Human trafficking into Ireland for prostitution has remained hugely problematic during the COVID-19 pandemic, the state’s human rights institution has told the European Union. The Irish Human Rights and Equality Commission (IHREC) has raised concerns with the EU about “systemic failures” in identifying victims of trafficking in Ireland.
As the UK pours millions into security measures, migrants say the smuggling gangs who control the Channel just get more powerful, according to a new report. For years, refugee charities have called for the government to process asylum claims on the UK’s external border and to focus on expanding safe routes rather than border controls.
Gulf-based Migrant-Rights.org surveyed other countries’ management of labour migration, specifically at the lower-waged end of the spectrum, to see if there were examples of foreign workers being afforded greater flexibility, stability, and more comprehensive labour rights compared with GCC states. While it is impossible to make a direct comparison between the Gulf and other migrant-receiving countries around the world, the analysis can offer useful examples.

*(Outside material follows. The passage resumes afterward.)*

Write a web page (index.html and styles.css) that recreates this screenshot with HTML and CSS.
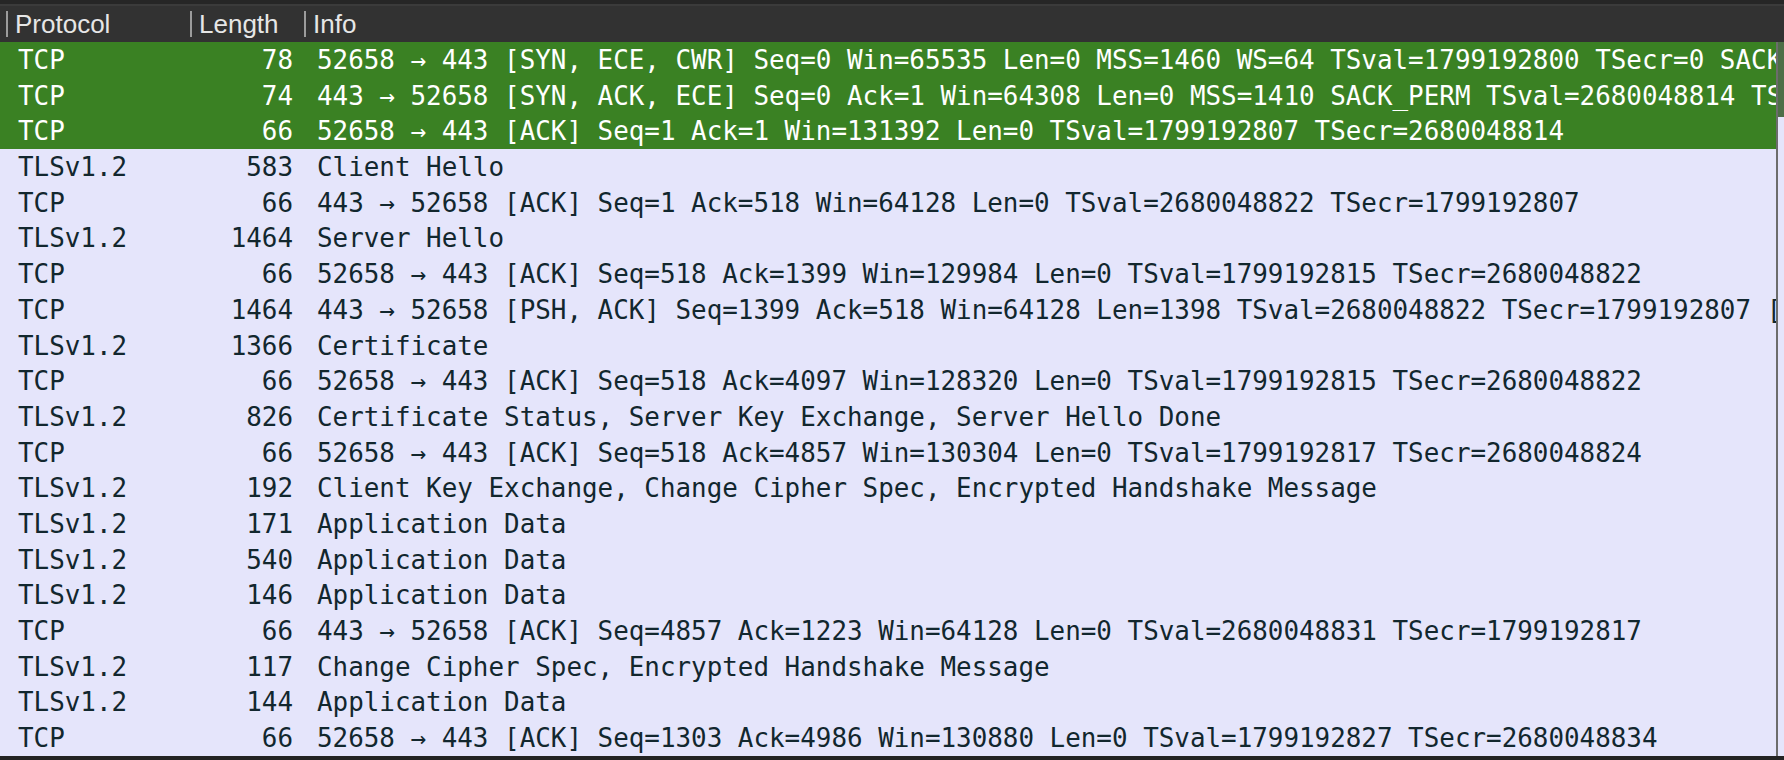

On BBC Woman’s Hour, The Fuller Project explains how TikTok became a platform for raising awareness of domestic worker abuse in the Middle East and why these workers are turning to the popular video-sharing app.
The 21st Conference of the Alliance against Trafficking in Persons, organized by the Organization for Security and Co-operation in Europe (OSCE), will take place in Vienna and via Zoom on 14-16 June 2021, and will put a spotlight on addressing demand as a means of prevention. It will focus specifically on discouraging the demand that fosters trafficking for the purposes of labour and sexual exploitation, as a core, long-term strategy towards ending trafficking in human beings.
The National Center for Missing & Exploited Children is looking for a senior data scientist to help it increase the value of its data by engineering new data science solutions, from pipelines to natural language processing to machine learning. Applicants must be U.S.-based.